↓↓↓
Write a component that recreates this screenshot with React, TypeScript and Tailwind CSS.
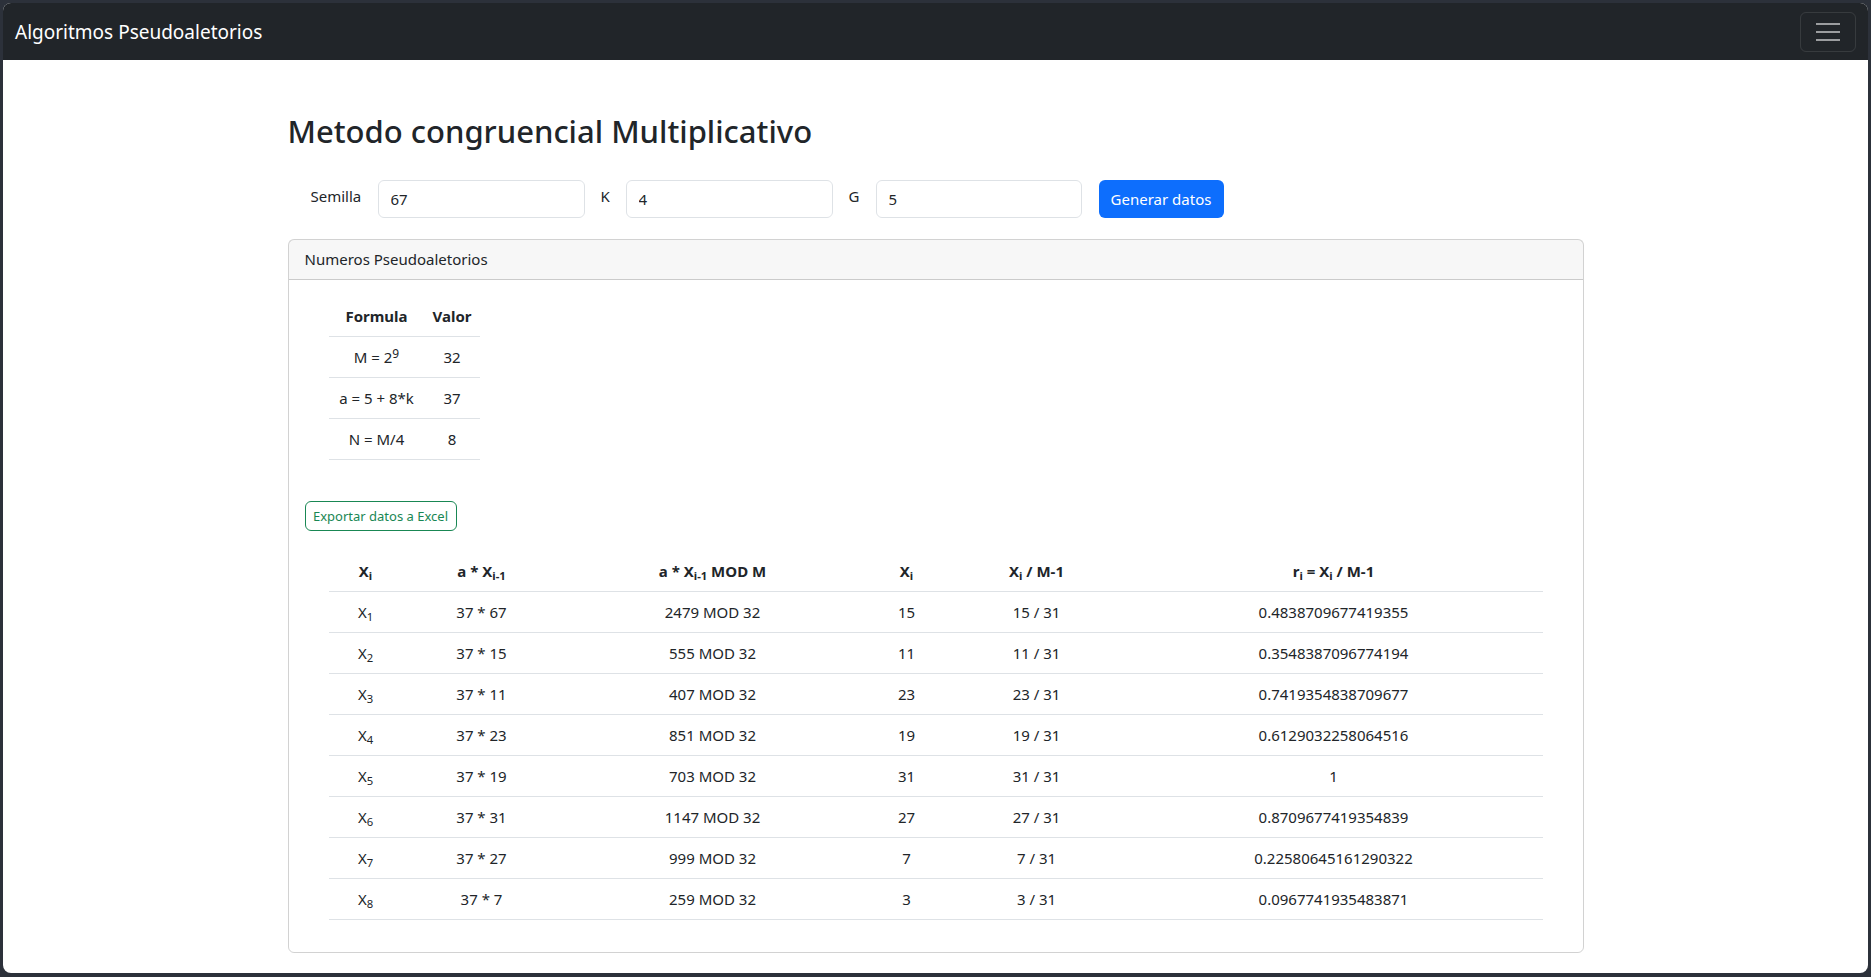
import React from "react";

const rows = [
  { i: 1, prev: 67, prod: 2479, x: 15, r: "0.4838709677419355" },
  { i: 2, prev: 15, prod: 555, x: 11, r: "0.3548387096774194" },
  { i: 3, prev: 11, prod: 407, x: 23, r: "0.7419354838709677" },
  { i: 4, prev: 23, prod: 851, x: 19, r: "0.6129032258064516" },
  { i: 5, prev: 19, prod: 703, x: 31, r: "1" },
  { i: 6, prev: 31, prod: 1147, x: 27, r: "0.8709677419354839" },
  { i: 7, prev: 27, prod: 999, x: 7, r: "0.22580645161290322" },
  { i: 8, prev: 7, prod: 259, x: 3, r: "0.0967741935483871" },
];

function Sub({ children }: { children: React.ReactNode }) {
  return <sub className="relative bottom-[-0.25em] align-baseline text-[0.75em] leading-none">{children}</sub>;
}

export default function App() {
  return (
    <div
      className="h-screen w-full bg-[#2c313a] pt-[3px] px-[3px] pb-[4px] text-[#212529]"
      style={{ fontFamily: '"Noto Sans", "Open Sans", sans-serif' }}
    >
      <div className="flex h-full flex-col overflow-hidden rounded-lg bg-white">
        {/* Navbar */}
        <nav className="flex h-[57px] shrink-0 items-center justify-between bg-[#212529] px-3">
          <span className="text-[19px] leading-[30px] text-white">Algoritmos Pseudoaletorios</span>
          <button className="flex h-[40px] w-[56px] flex-col items-center justify-center gap-[6px] rounded-md border border-white/10">
            <span className="h-[2px] w-[24px] bg-white/55" />
            <span className="h-[2px] w-[24px] bg-white/55" />
            <span className="h-[2px] w-[24px] bg-white/55" />
          </button>
        </nav>

        <div className="mx-auto w-full max-w-[1320px] px-3 pt-[52px] text-[15px]">
          <h2 className="text-[31px] font-medium leading-[38px]">Metodo congruencial Multiplicativo</h2>

          {/* Inputs */}
          <div className="mt-[30px] flex items-start pl-[23px]">
            <label className="w-[67px] pt-[4px] leading-6">Semilla</label>
            <input
              readOnly
              value="67"
              className="h-[38px] w-[207px] rounded-md border border-[#dee2e6] px-3 outline-none"
            />
            <label className="w-[41px] pl-4 pt-[4px] leading-6">K</label>
            <input
              readOnly
              value="4"
              className="h-[38px] w-[207px] rounded-md border border-[#dee2e6] px-3 outline-none"
            />
            <label className="w-[43px] pl-4 pt-[4px] leading-6">G</label>
            <input
              readOnly
              value="5"
              className="h-[38px] w-[206px] rounded-md border border-[#dee2e6] px-3 outline-none"
            />
            <button className="ml-[17px] h-[38px] w-[125px] rounded-md bg-[#0d6efd] text-white">Generar datos</button>
          </div>

          {/* Card */}
          <div className="mt-[21px] rounded-md border border-black/[0.175]">
            <div className="flex h-[40px] items-center border-b border-black/[0.175] bg-black/[0.03] px-4">
              Numeros Pseudoaletorios
            </div>
            <div className="p-4">
              <div className="px-6">
                <table className="mb-[42px] border-collapse text-center">
                  <thead>
                    <tr className="border-b border-[#dee2e6]">
                      <th className="w-[96px] px-2 py-2 font-bold leading-6">Formula</th>
                      <th className="w-[54px] px-2 py-2 font-bold leading-6">Valor</th>
                    </tr>
                  </thead>
                  <tbody>
                    <tr className="border-b border-[#dee2e6]">
                      <td className="px-2 py-2 leading-6">
                        M = 2<sup className="relative top-[-0.45em] align-baseline text-[0.8em] leading-none">9</sup>
                      </td>
                      <td className="px-2 py-2 leading-6">32</td>
                    </tr>
                    <tr className="border-b border-[#dee2e6]">
                      <td className="whitespace-nowrap px-2 py-2 leading-6">a = 5 + 8*k</td>
                      <td className="px-2 py-2 leading-6">37</td>
                    </tr>
                    <tr className="border-b border-[#dee2e6]">
                      <td className="px-2 py-2 leading-6">N = M/4</td>
                      <td className="px-2 py-2 leading-6">8</td>
                    </tr>
                  </tbody>
                </table>
              </div>

              <button className="-mt-[1px] h-[30px] w-[152px] rounded-md border border-[#198754] text-[13px] leading-[21px] text-[#198754]">
                Exportar datos a Excel
              </button>

              <div className="mt-[20px] px-6">
                <table className="mb-4 w-full table-fixed border-collapse text-center">
                  <colgroup>
                    <col className="w-[74px]" />
                    <col className="w-[158px]" />
                    <col className="w-[304px]" />
                    <col className="w-[84px]" />
                    <col className="w-[176px]" />
                    <col />
                  </colgroup>
                  <thead>
                    <tr className="border-b border-[#dee2e6]">
                      <th className="px-2 py-2 font-bold leading-6">
                        X<Sub>i</Sub>
                      </th>
                      <th className="px-2 py-2 font-bold leading-6">
                        a * X<Sub>i-1</Sub>
                      </th>
                      <th className="px-2 py-2 font-bold leading-6">
                        a * X<Sub>i-1</Sub> MOD M
                      </th>
                      <th className="px-2 py-2 font-bold leading-6">
                        X<Sub>i</Sub>
                      </th>
                      <th className="px-2 py-2 font-bold leading-6">
                        X<Sub>i</Sub> / M-1
                      </th>
                      <th className="px-2 py-2 font-bold leading-6">
                        r<Sub>i</Sub> = X<Sub>i</Sub> / M-1
                      </th>
                    </tr>
                  </thead>
                  <tbody>
                    {rows.map((row) => (
                      <tr key={row.i} className="border-b border-[#dee2e6]">
                        <td className="px-2 py-2 leading-6">
                          X<Sub>{row.i}</Sub>
                        </td>
                        <td className="px-2 py-2 leading-6">37 * {row.prev}</td>
                        <td className="px-2 py-2 leading-6">{row.prod} MOD 32</td>
                        <td className="px-2 py-2 leading-6">{row.x}</td>
                        <td className="px-2 py-2 leading-6">{row.x} / 31</td>
                        <td className="px-2 py-2 leading-6">{row.r}</td>
                      </tr>
                    ))}
                  </tbody>
                </table>
              </div>
            </div>
          </div>
        </div>
      </div>
    </div>
  );
}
↑↑↑
WORK TO COMPLETE :: Reproduce only the lines from the beginning of the data through the line that contains "import React from", both included, and please drop the pictures.

RESULT OF THIS EXERCISE ::
Write a component that recreates this screenshot with React, TypeScript and Tailwind CSS.
import React from "react";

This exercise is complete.